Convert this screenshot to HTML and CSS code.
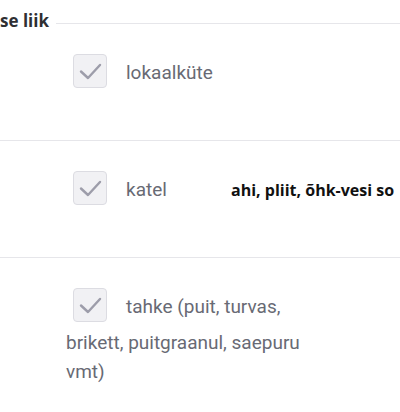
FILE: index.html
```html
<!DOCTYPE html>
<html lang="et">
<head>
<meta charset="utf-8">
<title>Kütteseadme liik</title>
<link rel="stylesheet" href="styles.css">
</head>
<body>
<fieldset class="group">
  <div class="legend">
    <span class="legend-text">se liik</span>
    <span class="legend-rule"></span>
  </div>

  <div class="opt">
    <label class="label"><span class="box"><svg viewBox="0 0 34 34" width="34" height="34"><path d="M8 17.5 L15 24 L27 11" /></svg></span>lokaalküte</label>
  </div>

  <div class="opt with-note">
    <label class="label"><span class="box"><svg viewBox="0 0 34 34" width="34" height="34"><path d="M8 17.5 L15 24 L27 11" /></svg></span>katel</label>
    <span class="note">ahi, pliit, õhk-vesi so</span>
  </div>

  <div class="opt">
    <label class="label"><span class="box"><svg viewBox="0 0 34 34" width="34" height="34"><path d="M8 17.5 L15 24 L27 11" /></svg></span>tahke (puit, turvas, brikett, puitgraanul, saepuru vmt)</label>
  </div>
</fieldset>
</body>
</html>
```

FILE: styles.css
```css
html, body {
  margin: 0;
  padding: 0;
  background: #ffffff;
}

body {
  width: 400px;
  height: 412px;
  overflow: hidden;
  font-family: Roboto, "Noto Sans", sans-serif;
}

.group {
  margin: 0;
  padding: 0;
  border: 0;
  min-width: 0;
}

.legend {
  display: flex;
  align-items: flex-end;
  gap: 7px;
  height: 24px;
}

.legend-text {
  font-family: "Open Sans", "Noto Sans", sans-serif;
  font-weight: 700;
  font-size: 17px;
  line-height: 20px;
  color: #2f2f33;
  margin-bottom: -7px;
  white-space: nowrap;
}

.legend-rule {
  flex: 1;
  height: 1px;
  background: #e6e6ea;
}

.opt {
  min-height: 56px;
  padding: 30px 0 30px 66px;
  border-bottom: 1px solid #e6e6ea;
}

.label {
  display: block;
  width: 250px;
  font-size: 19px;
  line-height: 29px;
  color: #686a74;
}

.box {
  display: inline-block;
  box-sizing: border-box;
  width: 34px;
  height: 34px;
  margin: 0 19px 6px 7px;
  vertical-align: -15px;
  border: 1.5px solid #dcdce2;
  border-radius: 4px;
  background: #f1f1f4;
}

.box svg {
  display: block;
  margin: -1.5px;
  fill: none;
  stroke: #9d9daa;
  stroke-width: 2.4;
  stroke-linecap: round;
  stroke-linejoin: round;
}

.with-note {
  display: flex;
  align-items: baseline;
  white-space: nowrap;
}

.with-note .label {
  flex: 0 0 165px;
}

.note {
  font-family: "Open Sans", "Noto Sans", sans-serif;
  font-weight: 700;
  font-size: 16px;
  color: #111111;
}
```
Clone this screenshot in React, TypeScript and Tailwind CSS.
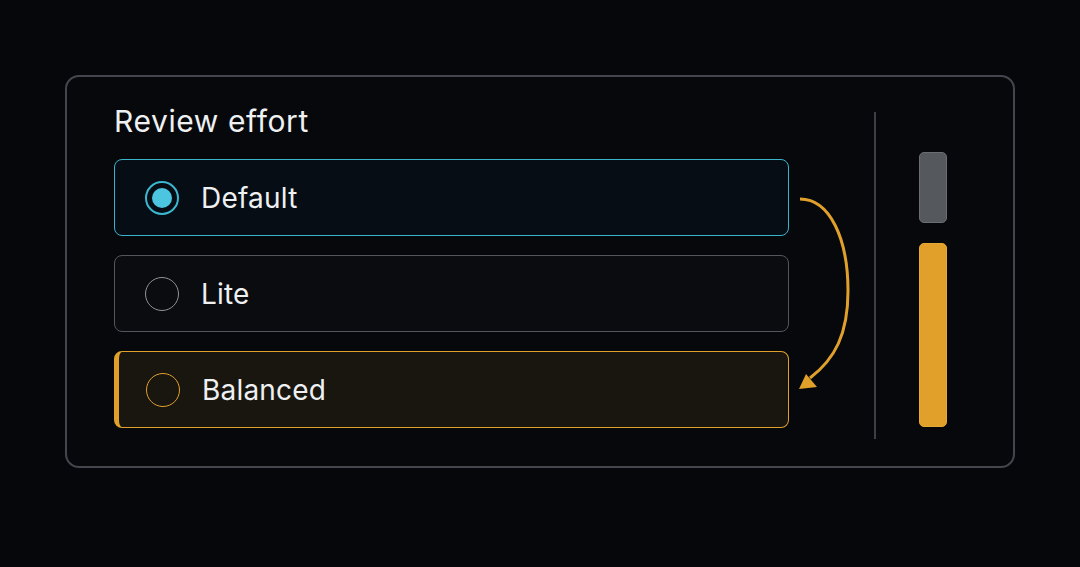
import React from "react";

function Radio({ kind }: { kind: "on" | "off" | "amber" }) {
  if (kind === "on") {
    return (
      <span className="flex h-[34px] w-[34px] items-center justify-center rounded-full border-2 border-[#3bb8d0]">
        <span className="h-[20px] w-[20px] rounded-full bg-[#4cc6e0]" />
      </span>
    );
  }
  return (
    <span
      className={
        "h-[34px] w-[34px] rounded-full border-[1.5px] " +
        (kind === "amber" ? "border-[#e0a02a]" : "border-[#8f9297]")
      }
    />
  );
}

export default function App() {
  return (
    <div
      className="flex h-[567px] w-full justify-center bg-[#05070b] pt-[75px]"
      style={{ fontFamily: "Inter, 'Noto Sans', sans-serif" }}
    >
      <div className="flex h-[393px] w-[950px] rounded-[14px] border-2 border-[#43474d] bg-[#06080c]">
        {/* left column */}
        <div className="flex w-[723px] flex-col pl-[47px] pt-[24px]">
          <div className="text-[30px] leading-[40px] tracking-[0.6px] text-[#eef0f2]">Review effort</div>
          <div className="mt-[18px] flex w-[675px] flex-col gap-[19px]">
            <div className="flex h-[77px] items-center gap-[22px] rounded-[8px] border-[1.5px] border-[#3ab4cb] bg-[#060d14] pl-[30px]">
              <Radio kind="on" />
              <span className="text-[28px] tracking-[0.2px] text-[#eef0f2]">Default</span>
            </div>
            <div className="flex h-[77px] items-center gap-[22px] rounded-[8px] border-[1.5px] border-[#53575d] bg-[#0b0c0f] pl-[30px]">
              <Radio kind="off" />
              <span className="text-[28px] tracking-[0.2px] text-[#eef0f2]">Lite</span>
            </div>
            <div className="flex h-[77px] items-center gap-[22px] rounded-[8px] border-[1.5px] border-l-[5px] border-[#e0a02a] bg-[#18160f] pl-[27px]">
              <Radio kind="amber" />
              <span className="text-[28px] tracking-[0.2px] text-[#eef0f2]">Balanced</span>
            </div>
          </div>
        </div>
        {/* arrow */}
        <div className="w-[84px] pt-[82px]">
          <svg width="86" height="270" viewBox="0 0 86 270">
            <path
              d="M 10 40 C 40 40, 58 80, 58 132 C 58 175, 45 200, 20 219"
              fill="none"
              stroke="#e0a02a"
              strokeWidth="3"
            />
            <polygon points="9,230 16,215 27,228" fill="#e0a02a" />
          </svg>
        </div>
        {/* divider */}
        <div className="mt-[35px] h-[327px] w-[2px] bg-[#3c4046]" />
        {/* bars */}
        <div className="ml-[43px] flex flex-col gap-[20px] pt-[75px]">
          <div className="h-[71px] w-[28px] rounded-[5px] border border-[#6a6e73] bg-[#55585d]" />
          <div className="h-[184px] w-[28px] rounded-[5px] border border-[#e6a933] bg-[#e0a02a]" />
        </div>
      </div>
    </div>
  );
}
########################################
Aim of the exercise:
Give back all entries exactly. No pictures belong in the copy.

Solution to this task:
Convert this screenshot to HTML and CSS code.
FILE: index.html
```html
<!DOCTYPE html>
<html lang="et">
<head>
<meta charset="utf-8">
<title>Kütteseadme liik</title>
<link rel="stylesheet" href="styles.css">
</head>
<body>
<fieldset class="group">
  <div class="legend">
    <span class="legend-text">se liik</span>
    <span class="legend-rule"></span>
  </div>

  <div class="opt">
    <label class="label"><span class="box"><svg viewBox="0 0 34 34" width="34" height="34"><path d="M8 17.5 L15 24 L27 11" /></svg></span>lokaalküte</label>
  </div>

  <div class="opt with-note">
    <label class="label"><span class="box"><svg viewBox="0 0 34 34" width="34" height="34"><path d="M8 17.5 L15 24 L27 11" /></svg></span>katel</label>
    <span class="note">ahi, pliit, õhk-vesi so</span>
  </div>

  <div class="opt">
    <label class="label"><span class="box"><svg viewBox="0 0 34 34" width="34" height="34"><path d="M8 17.5 L15 24 L27 11" /></svg></span>tahke (puit, turvas, brikett, puitgraanul, saepuru vmt)</label>
  </div>
</fieldset>
</body>
</html>
```

FILE: styles.css
```css
html, body {
  margin: 0;
  padding: 0;
  background: #ffffff;
}

body {
  width: 400px;
  height: 412px;
  overflow: hidden;
  font-family: Roboto, "Noto Sans", sans-serif;
}

.group {
  margin: 0;
  padding: 0;
  border: 0;
  min-width: 0;
}

.legend {
  display: flex;
  align-items: flex-end;
  gap: 7px;
  height: 24px;
}

.legend-text {
  font-family: "Open Sans", "Noto Sans", sans-serif;
  font-weight: 700;
  font-size: 17px;
  line-height: 20px;
  color: #2f2f33;
  margin-bottom: -7px;
  white-space: nowrap;
}

.legend-rule {
  flex: 1;
  height: 1px;
  background: #e6e6ea;
}

.opt {
  min-height: 56px;
  padding: 30px 0 30px 66px;
  border-bottom: 1px solid #e6e6ea;
}

.label {
  display: block;
  width: 250px;
  font-size: 19px;
  line-height: 29px;
  color: #686a74;
}

.box {
  display: inline-block;
  box-sizing: border-box;
  width: 34px;
  height: 34px;
  margin: 0 19px 6px 7px;
  vertical-align: -15px;
  border: 1.5px solid #dcdce2;
  border-radius: 4px;
  background: #f1f1f4;
}

.box svg {
  display: block;
  margin: -1.5px;
  fill: none;
  stroke: #9d9daa;
  stroke-width: 2.4;
  stroke-linecap: round;
  stroke-linejoin: round;
}

.with-note {
  display: flex;
  align-items: baseline;
  white-space: nowrap;
}

.with-note .label {
  flex: 0 0 165px;
}

.note {
  font-family: "Open Sans", "Noto Sans", sans-serif;
  font-weight: 700;
  font-size: 16px;
  color: #111111;
}
```
Clone this screenshot in React, TypeScript and Tailwind CSS.
import React from "react";

function Radio({ kind }: { kind: "on" | "off" | "amber" }) {
  if (kind === "on") {
    return (
      <span className="flex h-[34px] w-[34px] items-center justify-center rounded-full border-2 border-[#3bb8d0]">
        <span className="h-[20px] w-[20px] rounded-full bg-[#4cc6e0]" />
      </span>
    );
  }
  return (
    <span
      className={
        "h-[34px] w-[34px] rounded-full border-[1.5px] " +
        (kind === "amber" ? "border-[#e0a02a]" : "border-[#8f9297]")
      }
    />
  );
}

export default function App() {
  return (
    <div
      className="flex h-[567px] w-full justify-center bg-[#05070b] pt-[75px]"
      style={{ fontFamily: "Inter, 'Noto Sans', sans-serif" }}
    >
      <div className="flex h-[393px] w-[950px] rounded-[14px] border-2 border-[#43474d] bg-[#06080c]">
        {/* left column */}
        <div className="flex w-[723px] flex-col pl-[47px] pt-[24px]">
          <div className="text-[30px] leading-[40px] tracking-[0.6px] text-[#eef0f2]">Review effort</div>
          <div className="mt-[18px] flex w-[675px] flex-col gap-[19px]">
            <div className="flex h-[77px] items-center gap-[22px] rounded-[8px] border-[1.5px] border-[#3ab4cb] bg-[#060d14] pl-[30px]">
              <Radio kind="on" />
              <span className="text-[28px] tracking-[0.2px] text-[#eef0f2]">Default</span>
            </div>
            <div className="flex h-[77px] items-center gap-[22px] rounded-[8px] border-[1.5px] border-[#53575d] bg-[#0b0c0f] pl-[30px]">
              <Radio kind="off" />
              <span className="text-[28px] tracking-[0.2px] text-[#eef0f2]">Lite</span>
            </div>
            <div className="flex h-[77px] items-center gap-[22px] rounded-[8px] border-[1.5px] border-l-[5px] border-[#e0a02a] bg-[#18160f] pl-[27px]">
              <Radio kind="amber" />
              <span className="text-[28px] tracking-[0.2px] text-[#eef0f2]">Balanced</span>
            </div>
          </div>
        </div>
        {/* arrow */}
        <div className="w-[84px] pt-[82px]">
          <svg width="86" height="270" viewBox="0 0 86 270">
            <path
              d="M 10 40 C 40 40, 58 80, 58 132 C 58 175, 45 200, 20 219"
              fill="none"
              stroke="#e0a02a"
              strokeWidth="3"
            />
            <polygon points="9,230 16,215 27,228" fill="#e0a02a" />
          </svg>
        </div>
        {/* divider */}
        <div className="mt-[35px] h-[327px] w-[2px] bg-[#3c4046]" />
        {/* bars */}
        <div className="ml-[43px] flex flex-col gap-[20px] pt-[75px]">
          <div className="h-[71px] w-[28px] rounded-[5px] border border-[#6a6e73] bg-[#55585d]" />
          <div className="h-[184px] w-[28px] rounded-[5px] border border-[#e6a933] bg-[#e0a02a]" />
        </div>
      </div>
    </div>
  );
}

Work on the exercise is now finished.